Captures/videos that have already been auto-transcribed and are later re-published to a new location are NOT sent for automatic transcription again, as long as the file has not changed. The ASR service sees that the video has an automated transcription, compares the audio file byte-for-byte, and as long as it is the same as the file originally submitted (has not been edited) the video is not re-submitted for transcriptions.
Edited videos that are not currently published are not sent for transcription on edit. They will be transcribed (or re-transcribed if applicable) if/when they are published.

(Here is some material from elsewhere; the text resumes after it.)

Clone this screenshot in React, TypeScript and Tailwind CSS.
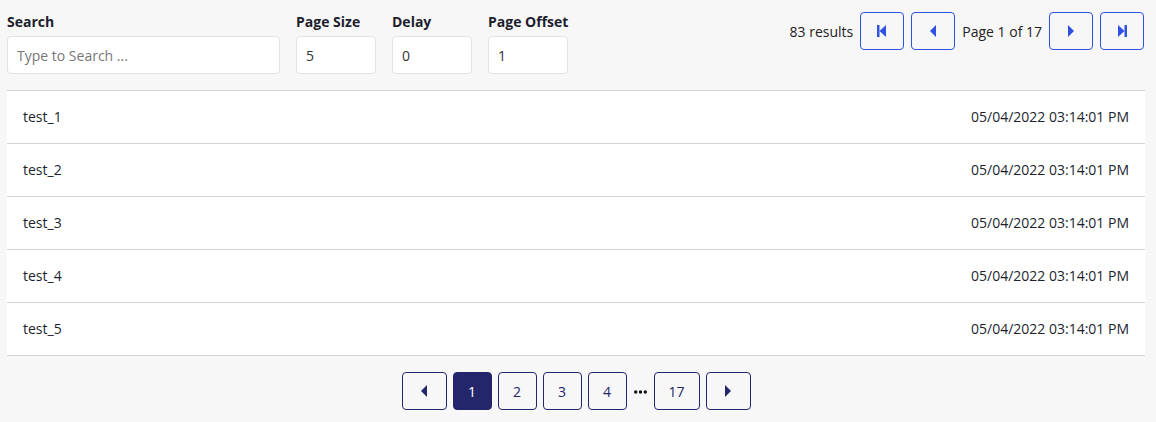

Echo360’s ASR offering is a paid service, and each customer/institution has an allocation of transcription hours included as part of your Echo360 contract. Allocations are based on the annual contract period, and are reset each year.
ASR usage is based on the number of capture hours published to courses (the number of hours of video being transcribed). If your contractual allocation does not provide sufficient transcription coverage, you can pre-purchase additional hours by contacting your regional account team.
Echo360 contract-allocated transcription hours will not roll over year-over-year. However, any additional hours you purchase above the contract-granted ones that are not consumed will not expire or reset.
If/When you reach your ASR Allocation limit, your Echo360 account representative will notify you as soon as possible. At that point, you will be asked if you wish to purchase more hours to continue using the service. If you do not, the ASR service will be turned off for your institution.
Existing automated transcriptions will always remain with the media they have been applied to; they are not removed regardless of whether you continue to use the ASR service or not. The ASR Allocation simply determines whether you have transcription hours available in your account, and therefore whether or not more media can be sent for automatic transcription. Manual transcription and upload is always available.